Juan Ramón Martínez
El tono de la voz es firme. Y la información, terrible: “Juan acaba de morir”. Es María Luisa, su única hermana. Me preparo para ir al médico y siento dolores físicos; pero la noticia cambia el eje de mi sensibilidad. La muerte, que siempre es una emboscada, por más que lo disimulemos, me da en el centro de mis emociones y estremece mis recuerdos. Conocí a Juan Fernando Ávila, desde mis primeros años escolares. Dos años mayor que él, vivíamos a menos de cien metros, en la calle La Unión, Olanchito. Sus padres eran mis padrinos. Sin embargo, solo reparé en él, hasta que ingresamos al Instituto Francisco J. Mejía. No recuerdo en qué momento hablamos por primera vez. En el barrio le decían cariñosamente “Juaniquillo”, un diminutivo que nadie más, ha usado en el mundo de juanes, en que me he movido. Pero lo recuerdo: alto, robusto, 1.88 con tez más clara que la mayoría, frente espaciosa, pelo crespo castaño, nariz bien formada, boca fina y ojos claros, tirando a suaves azules. Elegante, de paso firme, tranquilo y sereno, miraba a todo el mundo de frente, seguro de sí mismo. En una primera impresión, -en una sociedad de gente tímida que ha aprendido a disimularlo-, la postura, los gestos, la forma de mover las manos; y el tono de su voz, lo hacía lucir como un joven arrogante. Pero no era tal. Como todos, era él, dos hombres simultáneos; y en el fondo, en la idea de Borges, un universal que representaba, a todos los hombres. En los actos culturales, destacaba, por su afición musical. Cantaba muy bien, tenía oído musical; y admiraba a los roqueros mexicanos, especialmente a Alberto Vásquez, con el cual tenía cierto parecido; y creo que en el fondo quería ser, exitoso cantante. Rotos los primeros impedimentos, Juan Fernando, hábil conversador, administrador de recuerdos que, contrario a otros, cada vez que los contaba, en vez de perderlos, los multiplicaba como Jesús los panes y los peces, entró en mi vida.

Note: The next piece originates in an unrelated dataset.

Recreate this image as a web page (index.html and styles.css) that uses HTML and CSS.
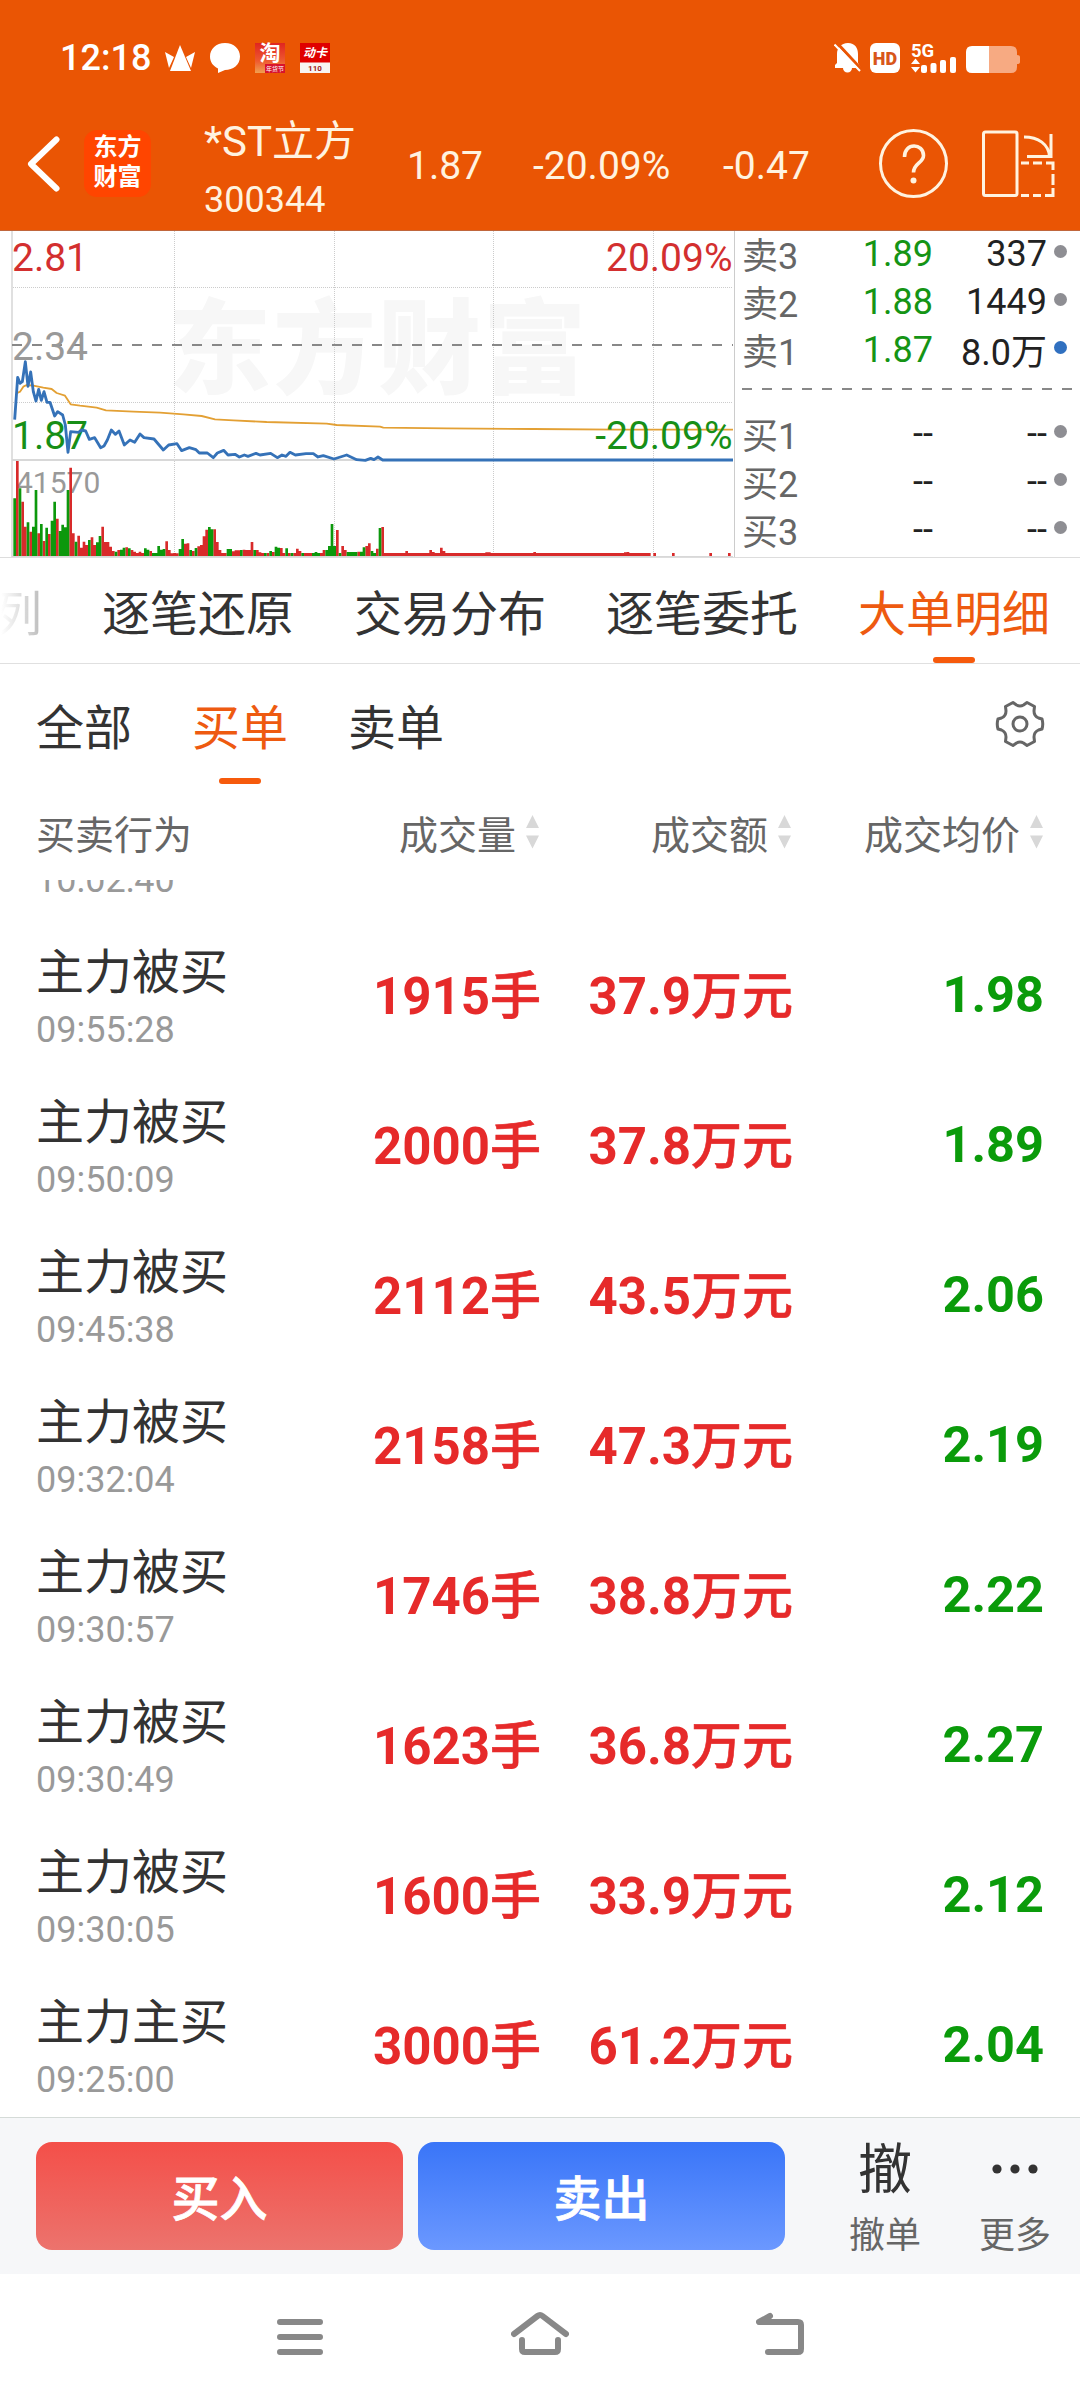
FILE: index.html
```html
<!DOCTYPE html>
<html lang="zh-CN">
<head>
<meta charset="utf-8">
<title>*ST立方 300344</title>
<link rel="stylesheet" href="styles.css">
</head>
<body>
<header class="top">
  <div class="status">
    <div class="status-left">
      <span class="clock">12:18</span>
      <svg width="30" height="30" viewBox="0 0 30 30" fill="#fff"><path d="M15 2 26 28H5Z"/><path d="M0 9 9 14 4 25ZM30 9 21 14 26 25Z"/></svg>
      <svg width="30" height="30" viewBox="0 0 30 30" fill="#fff"><path d="M15 0C24 0 30 6 30 13.500C30 22 23 27 15 27L8 30V25.500C3 23 0 19 0 13.500C0 6 6 0 15 0Z"/></svg>
      <span class="app app-tao"><b>淘</b><i>年货节</i></span>
      <span class="app app-card"><b>动卡</b><i>110</i></span>
    </div>
    <div class="status-right">
      <svg width="28" height="30" viewBox="0 0 28 30"><path d="M14 0C21 0 24 5 24 11V20L27 25H18A4.500 4.500 0 0 1 9 25H1V22L3 20V11C3 5 7 0 14 0Z" fill="#fff"/><path d="M3 0 28 27" stroke="#ea5504" stroke-width="3"/><path d="M.5 1.500 26 28" stroke="#fff" stroke-width="2"/></svg>
      <span class="hd">HD</span>
      <svg class="signal" width="46" height="30" viewBox="0 0 46 30" fill="#fff"><text x="0" y="14" class="net">5G</text><path d="M0 21 4.500 15.500 9 21ZM0 24H9L4.500 29.500Z"/><rect x="10" y="22" width="6" height="8" rx="2"/><rect x="19.500" y="20" width="6" height="10" rx="2"/><rect x="29" y="17" width="6" height="13" rx="2"/><rect x="39" y="14" width="6" height="16" rx="2"/></svg>
      <svg width="54" height="30" viewBox="0 0 54 30"><path d="M23 3H45Q51 3 51 9V12Q54 12 54 14V19Q54 21 51 21V24Q51 30 45 30H23Z" fill="#f7aa82"/><path d="M6 3H23V30H6Q0 30 0 24V9Q0 3 6 3Z" fill="#fff"/></svg>
    </div>
  </div>
  <div class="quote">
    <svg class="back" width="33" height="56" viewBox="0 0 33 56"><path d="M29.500 3.500 4 28 29.500 52.500" fill="none" stroke="#fff" stroke-width="6" stroke-linecap="round" stroke-linejoin="round"/></svg>
    <div class="logo">东方<br>财富</div>
    <div class="stock"><div class="stock-name">*ST立方</div><div class="stock-code">300344</div></div>
    <span class="num">1.87</span><span class="num">-20.09%</span><span class="num">-0.47</span>
    <svg width="70" height="70" viewBox="0 0 70 70"><circle cx="34.500" cy="34.500" r="33" fill="none" stroke="#fff3e0" stroke-width="3"/><path d="M25.500 28C25.500 13 44.500 14 44.500 26.500C44.500 34 34.500 34 34.500 43.500" fill="none" stroke="#fff3e0" stroke-width="3.600"/><circle cx="34.500" cy="51.500" r="3" fill="#fff3e0"/></svg>
    <svg width="73" height="68" viewBox="0 0 73 68" fill="none" stroke="#fff3e0" stroke-width="3"><rect x="1.500" y="2" width="33.500" height="63.500" rx="2"/><path d="M42 7C56 7 67 14 67.500 27M69 4V26.500H45"/><path d="M39 33H47M51 33H60M64 33H71V40M71 44V55M71 58V65.500H63M59 65.500H51M47 65.500H39"/></svg>
  </div>
</header>

<section class="market">
  <svg class="chart" width="736" height="327" viewBox="0 0 736 327">
    <text x="168" y="155" class="watermark">东方财富</text>
    <g stroke="#ccc" stroke-width="1" stroke-dasharray="1 1"><path d="M174.500 0V326M334.500 0V326M493.500 0V326M653.500 0V326M13 56.500H733M13 171.500H733"/></g>
    <path d="M12 0V326" stroke="#e0e0e0" stroke-width="2"/>
    <path d="M12 229H733" stroke="#d8d8d8" stroke-width="2"/>
    <path d="M12 325.500H733" stroke="#d8d8d8"/>
    <path d="M12 114H733" stroke="#888" stroke-width="2" stroke-dasharray="10 10"/>
    <path d="M734.500 0V326" stroke="#ccc"/>
    <text x="12" y="128.500" class="lbl flat">2.34</text>
    <text x="12" y="40" class="lbl up">2.81</text>
    <text x="732.500" y="40" class="lbl up end">20.09%</text>
    <text x="16" y="261.500" class="lbl flat small">41570</text>
    <g transform="translate(0 -6) scale(.33333)" fill="none" stroke-linejoin="round">
      <g id="bars"></g>
      <path stroke="#e3a034" stroke-width="5.500" d="M52 504 60 500 70 485 80 480 100 482 130 488 155 492 170 504 195 512 212 538 240 542 290 548 318 556 400 560 480 563 550 568 605 573 645 583 700 586 800 591 980 596 1010 600 1140 605 1150 608 1340 610 1600 612 1850 614 2199 614"/>
    </g>
    <text x="12" y="218" class="lbl down">1.87</text>
    <text x="732.500" y="218" class="lbl down end">-20.09%</text>
    <path transform="translate(0 -6) scale(.33333)" fill="none" stroke="#3572b8" stroke-width="8.500" stroke-linejoin="round" d="M44 584 53 457 60 475 67 470 76 410 84 484 92 441 100 500 108 528 116 493 124 526 132 500 141 532 150 532 164 573 173 560 188 570 196 600 204 682 212 620 236 622 244 615 257 618 268 643 284 638 302 668 312 663 322 645 334 615 346 628 357 618 373 660 390 645 404 652 420 627 432 638 462 642 490 675 506 660 531 656 545 677 568 668 588 674 598 684 622 684 640 698 652 684 671 676 684 690 705 688 718 696 733 690 744 694 768 685 780 690 812 685 832 698 846 690 858 694 870 682 886 690 918 686 940 686 954 696 970 692 1002 702 1040 690 1070 704 1096 706 1112 700 1122 704 1134 696 1148 705 2199 705"/>
  </svg>
  <div class="book">
    <div class="level"><span class="side">卖3</span><span class="price down">1.89</span><span class="vol">337</span><i class="dot"></i></div>
    <div class="level"><span class="side">卖2</span><span class="price down">1.88</span><span class="vol">1449</span><i class="dot"></i></div>
    <div class="level"><span class="side">卖1</span><span class="price down">1.87</span><span class="vol vol-cjk">8.0万</span><i class="dot dot-blue"></i></div>
    <div class="split"></div>
    <div class="level"><span class="side">买1</span><span class="price">--</span><span class="vol">--</span><i class="dot"></i></div>
    <div class="level"><span class="side">买2</span><span class="price">--</span><span class="vol">--</span><i class="dot"></i></div>
    <div class="level"><span class="side">买3</span><span class="price">--</span><span class="vol">--</span><i class="dot"></i></div>
  </div>
</section>

<nav class="tabs">
  <span class="tab faded">列</span><span class="tab">逐笔还原</span><span class="tab">交易分布</span><span class="tab">逐笔委托</span><span class="tab active">大单明细</span>
</nav>
<div class="filters">
  <span class="filter">全部</span><span class="filter active">买单</span><span class="filter">卖单</span>
  <svg class="gear" width="50" height="48" viewBox="0 0 50 48" fill="none" stroke="#666" stroke-width="3" stroke-linejoin="round"><path d="M18 2.500 21.500 5Q25 7 28.500 5L32 2.500 39.500 6.500 39 11Q39 16 43.500 18L47 19Q48.500 24 47 29L43.500 30Q39 32 39 37L39.500 41.500 32 45.500 28.500 43Q25 41 21.500 43L18 45.500 10.500 41.500 11 37Q11 32 6.500 30L3 29Q1.500 24 3 19L6.500 18Q11 16 11 11L10.500 6.500Z"/><circle cx="25" cy="24" r="7"/></svg>
</div>
<div class="cols head">
  <span>买卖行为</span>
  <span class="sort">成交量<svg width="13" height="34" viewBox="0 0 13 34"><path d="M6.500 0 13 13H0ZM0 20.500H13L6.500 33.500Z"/></svg></span>
  <span class="sort">成交额<svg width="13" height="34" viewBox="0 0 13 34"><path d="M6.500 0 13 13H0ZM0 20.500H13L6.500 33.500Z"/></svg></span>
  <span class="sort">成交均价<svg width="13" height="34" viewBox="0 0 13 34"><path d="M6.500 0 13 13H0ZM0 20.500H13L6.500 33.500Z"/></svg></span>
</div>
<main class="list">
  <div class="cols row first"><div class="act"><span class="time">10:02:40</span></div></div>
  <div class="cols row"><div class="act">主力被买<span class="time">09:55:28</span></div><b class="big">1915<em>手</em></b><b class="big">37.9<em>万元</em></b><b class="avg">1.98</b></div>
  <div class="cols row"><div class="act">主力被买<span class="time">09:50:09</span></div><b class="big">2000<em>手</em></b><b class="big">37.8<em>万元</em></b><b class="avg">1.89</b></div>
  <div class="cols row"><div class="act">主力被买<span class="time">09:45:38</span></div><b class="big">2112<em>手</em></b><b class="big">43.5<em>万元</em></b><b class="avg">2.06</b></div>
  <div class="cols row"><div class="act">主力被买<span class="time">09:32:04</span></div><b class="big">2158<em>手</em></b><b class="big">47.3<em>万元</em></b><b class="avg">2.19</b></div>
  <div class="cols row"><div class="act">主力被买<span class="time">09:30:57</span></div><b class="big">1746<em>手</em></b><b class="big">38.8<em>万元</em></b><b class="avg">2.22</b></div>
  <div class="cols row"><div class="act">主力被买<span class="time">09:30:49</span></div><b class="big">1623<em>手</em></b><b class="big">36.8<em>万元</em></b><b class="avg">2.27</b></div>
  <div class="cols row"><div class="act">主力被买<span class="time">09:30:05</span></div><b class="big">1600<em>手</em></b><b class="big">33.9<em>万元</em></b><b class="avg">2.12</b></div>
  <div class="cols row"><div class="act">主力主买<span class="time">09:25:00</span></div><b class="big">3000<em>手</em></b><b class="big">61.2<em>万元</em></b><b class="avg">2.04</b></div>
</main>
<footer class="trade">
  <button class="btn buy">买入</button>
  <button class="btn sell">卖出</button>
  <div class="tool"><span class="glyph word">撤</span><span>撤单</span></div>
  <div class="tool"><span class="glyph"><svg width="46" height="10" viewBox="0 0 46 10" fill="#333"><circle cx="5" cy="5" r="4.600"/><circle cx="23" cy="5" r="4.600"/><circle cx="41" cy="5" r="4.600"/></svg></span><span>更多</span></div>
</footer>
<div class="sysnav">
  <svg width="46" height="48" viewBox="0 0 46 48"><path d="M3 14H43M3 29H43M3 44H43"/></svg>
  <svg width="58" height="48" viewBox="0 0 58 48"><path d="M3 26 26.500 8Q29 6 31.500 8L55 26M11 32V41Q11 44 14 44H44Q47 44 47 41V32"/></svg>
  <svg width="48" height="48" viewBox="0 0 48 48"><path d="M14 8 3 14H42Q45 14 45 17V41Q45 44 42 44H12"/></svg>
</div>
<script src="chart.js"></script>
</body>
</html>
```
FILE: styles.css
```css
* { box-sizing: border-box; }
body { margin: 0; width: 1080px; height: 2400px; overflow: hidden; background: #fff; color: #333; font-family: Roboto, "Noto Sans CJK SC", sans-serif; }
svg { display: block; flex: none; }
.top { height: 231px; background: #ea5504; border-bottom: 1px solid #c0663c; color: #fff3e0; }
.status { height: 116px; padding: 0 60px; display: flex; justify-content: space-between; align-items: center; color: #fff; }
.status-left { display: flex; align-items: center; gap: 15px; }
.clock { width: 90px; font-size: 36px; font-weight: 500; line-height: 40px; }
.app { width: 30px; height: 30px; display: flex; flex-direction: column; align-items: center; white-space: nowrap; }
.app b { font-weight: 700; }
.app i { font-style: normal; }
.app-tao { background: linear-gradient(#e02520, #ee5a30 60%, #f0a050); }
.app-tao b { font-size: 21px; line-height: 21px; }
.app-tao i { width: 20px; align-self: flex-end; background: #d8122c; font-size: 6px; line-height: 9px; text-align: center; }
.app-card { background: linear-gradient(#e00000 19px, #f8f4f2 20px); }
.app-card b { font-size: 12px; line-height: 21px; font-style: italic; }
.app-card i { font-size: 8px; line-height: 9px; color: #a01818; font-weight: 700; }
.status-right { display: flex; align-items: center; }
.hd { width: 30px; height: 30px; margin-left: 8px; border-radius: 6px; background: #fff; color: #d8561a; font-size: 18px; font-weight: 900; line-height: 31px; text-align: center; }
.signal { margin: 0 9px 0 11px; overflow: visible; }
.net { font-size: 18.500px; font-weight: 700; }
.quote { height: 95px; display: grid; grid-template-columns: 84px 119px 204px 126px 190px 156px 103px 98px; grid-template-rows: 95px; align-items: center; }
.back { margin-left: 27px; }
.logo { width: 67px; height: 67px; padding-top: 2px; border-radius: 13px; background: #ff4500; color: #fff; font-size: 24px; font-weight: 700; line-height: 30px; text-align: center; }
.stock { margin-top: 14px; padding-left: 1px; }
.stock-name { font-size: 42px; line-height: 50px; }
.stock-code { margin-top: 8px; font-size: 36px; line-height: 50px; }
.num { margin-top: 4px; font-size: 39px; line-height: 50px; }

.market { height: 327px; display: flex; border-bottom: 1px solid #ddd; }
.chart { overflow: hidden; }
.lbl { font-size: 39px; }
.lbl.small { font-size: 30px; }
.end { text-anchor: end; }
.up { fill: #d32f2f; }
.flat { fill: #999; }
.lbl.down { fill: #178f17; }
.watermark { font-family: "Noto Sans CJK SC"; font-size: 103px; font-weight: 900; letter-spacing: 2px; fill: #f7f7f7; }
.book { width: 344px; padding-left: 6px; font-size: 36px; line-height: 42px; color: #222; }
.level { height: 48px; display: grid; grid-template-columns: 60px 131px 114px 13px; align-items: center; }
.side { padding-top: 3px; color: #666; }
.price { padding-bottom: 3px; text-align: right; }
.price.down { color: #159415; }
.vol { padding-bottom: 3px; text-align: right; }
.vol-cjk { padding: 3px 0 0; }
.dot { width: 13px; height: 13px; margin: 0 0 8px 7px; border-radius: 50%; background: #8e8e93; }
.dot-blue { background: #3070c0; }
.split { height: 36px; margin-right: 7px; background: repeating-linear-gradient(90deg, #888 0 10px, transparent 10px 20px) 0 13px / 100% 2px no-repeat; }

.tabs { height: 106px; padding-top: 9px; border-bottom: 1px solid #e0e0e0; display: flex; gap: 60px; font-size: 48px; line-height: 96px; white-space: nowrap; }
.tab { height: 96px; display: flex; flex-direction: column; align-items: center; }
.tab.faded { width: 48px; margin-left: -6px; background: linear-gradient(90deg, #fff 15%, #bbb); -webkit-background-clip: text; background-clip: text; color: transparent; }
.active { color: #ee5a10; }
.active::after { content: ""; width: 42px; height: 6px; border-radius: 3px; background: #f65a0c; }
.tab.active::after { margin-top: -6px; }
.filters { height: 120px; padding: 0 36px 0; display: flex; gap: 60px; font-size: 48px; line-height: 130px; }
.filter { height: 120px; display: flex; flex-direction: column; align-items: center; }
.filter.active::after { margin-top: -16px; }
.gear { margin: 36px -1px 0 auto; }
.cols { display: grid; grid-template-columns: 252px 252px 252px 252px; padding-left: 36px; }
.head { height: 96px; font-size: 39px; line-height: 104px; color: #666; }
.sort { padding-right: 1px; display: flex; justify-content: flex-end; gap: 10px; white-space: nowrap; }
.sort svg { margin-top: 31px; fill: #d8d8d8; }
.list { height: 1237px; overflow: hidden; }
.row { height: 150px; }
.row.first { margin-top: -125px; }
.first .act { padding-top: 98px; }
.act { padding-top: 38px; font-size: 48px; line-height: 60px; white-space: nowrap; }
.time { display: block; margin-top: 3px; font-size: 36px; line-height: 48px; color: #999; }
.big, .avg { padding-top: 62px; font-size: 51px; line-height: 60px; text-align: right; white-space: nowrap; color: #e62a2a; }
.big { margin-right: -1px; }
.big em { font-style: normal; font-weight: 500; -webkit-text-stroke: .6px #e62a2a; }
.avg { padding-top: 60px; font-size: 50.500px; color: #0a9b0a; }

.trade { height: 157px; padding: 24px 0 0 36px; border-top: 1px solid #d5dbd8; background: #f6f7f9; display: flex; }
.btn { width: 367px; height: 108px; margin: 0 15px 0 0; padding: 7px 0 0; border: 0; border-radius: 16px; color: #fff; font: 500 48px/100px Roboto, "Noto Sans CJK SC", sans-serif; -webkit-text-stroke: .8px #fff; }
.buy { background: linear-gradient(#f44f49, #ec736d); }
.sell { background: linear-gradient(#3975f8, #6b98ff); }
.tool { width: 130px; margin-left: 20px; display: flex; flex-direction: column; align-items: center; font-size: 36px; line-height: 40px; color: #666; }
.tool + .tool { margin-left: 0; }
.glyph { height: 74px; display: flex; align-items: center; font-size: 54px; line-height: 54px; color: #333; padding-bottom: 20px; }
.glyph.word { padding-bottom: 16px; }
.sysnav { height: 126px; padding: 34px 276px 0 277px; display: flex; justify-content: space-between; }
.sysnav path { fill: none; stroke: #888; stroke-width: 6; stroke-linecap: round; stroke-linejoin: round; }
```
FILE: chart.js
```js
// Volume per minute: colour letter followed by the bar height in third-pixels.
const bars = ("g173 r285 g203 r163 r88 g101 r73 g88 g198 r68 g96 r45 g85 r66 g106 g163 r112 g75 g94 g86 g198 r265 r68 g43 r61 r25 r43 r33 g48 r56 r33 g41 g60 r88 r42 r42 r28 r15 g13 r18 g19 g25 r26 g23 r18 r13 r9 r13 r9 g23 g19 r15 g9 g9 g30 g19 g21 r44 r18 r8 r9 r8 g21 g51 r37 r38 g18 r15 g24 r29 r33 r59 r79 g87 g80 r80 r42 r18 r9 r9 g21 g21 r14 r17 r17 g18 r19 r18 r18 r42 g18 r18 r11 r9 g9 r9 g15 r12 g28 g25 r24 r9 g23 r9 g9 r9 r22 r15 g9 r9 r9 r9 g9 g12 g9 r9 r18 g18 g30 g96 g30 r78 g9 r30 r18 g12 g12 g12 g12 r13 g13 g26 r30 r38 g15 g9 r22 g84 r87").split(" ");
for (let i = bars.length; i < 239; i++) bars.push("r9");
for (const [i, h] of [[147, 15], [156, 18], [157, 12], [160, 25], [161, 15], [177, 11], [178, 11], [195, 12], [229, 11], [230, 12]]) bars[i] = "r" + h;
for (const i of [240, 247, 261, 268]) bars[i] = "r9";
let up = "", down = "";
bars.forEach((b, i) => {
  const bar = `M${44 + 8 * i} 993v-${b.slice(1)}`;
  if (b[0] === "r") up += bar; else down += bar;
});
document.getElementById("bars").innerHTML =
  `<path d="${up}" stroke="#d82a2a" stroke-width="8"/><path d="${down}" stroke="#0c980c" stroke-width="8"/>`;
```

Dos años después de iniciada nuestra amistad, la música perdió el sentido de urgencia inicial. Se volcó a la literatura, en donde espigó exitosamente: escribía muy bien, era minucioso en el relato, quería y lograba construir historias redondas en donde los personajes eran libres, únicos, singulares; y, en ningún momento, objeto de burla, discriminación o descalificación. Era un narrador que sabiéndolo todo, disimulaba su presencia, y presentaba las historias como que quien las escribía fuera un desconocido absoluto. Descubrió en sus coterráneos, personajes de una novela sin final. Y dedicó su mejor libro a forjar una fotografía precisa de los más disímiles personajes de una ciudad, hermosa, rica, fabulosa, por su habilidad para usar la palabra para disimular sus sentimientos; y jugar con las anécdotas. Nunca descalificó a sus personajes, no solo los respetó -nunca hizo burlas- dándoles a cada uno, una dignidad que honra sus testimonios fotográficos sobre personajes inolvidables, resaltando facetas que normalmente pasamos por alto al escribir. O algunos caen en la tentación de ejercer la culpable burla, ridiculizándolos; o mostrándolos en sus lados menos favorables. El en cambio, los elevó, honrándolos como testimonio de una novela viva, que se insinúa cada vez que se lee su mejor libro, “Tierra Natal”.
Quiso estudiar derecho. En México se hizo odontólogo. En 1975, me atendió en su consultorio en Tegucigalpa. Después, se estableció en Olanchito, porque no podía vivir sin la ciudad natal y su gente, con la que mantuvo una ambigua relación. Él la amaba como nadie; pero exigente, reclamaba que ella hiciera lo mismo. La ciudad escondió sus afectos, para probar la valía de su hijo. Y los dos jugaron a los espejos, escondiéndose. Por ello, no lo hicieron diputado; ni alcalde, mientras otros menos dotados, ocuparon los espacios de servicio. Honduras lo aprovechó mejor: durante siete meses fue viceministro de Cultura. La ministra, resentía su talento; pero Juan Fernando, lo hizo bien.
Fue columnista en LA TRIBUNA y siempre estuvo listo a colaborar con la cultura local. Deja en la “Casa de la Cultura”, todos los libros de los escritores de Olanchito, y en las calles, el eco de sus pasos firmes y su voz de tenor. Risueño y orgulloso. Hábil contador de bellas historias. Nos hará mucha falta. Especialmente a mí.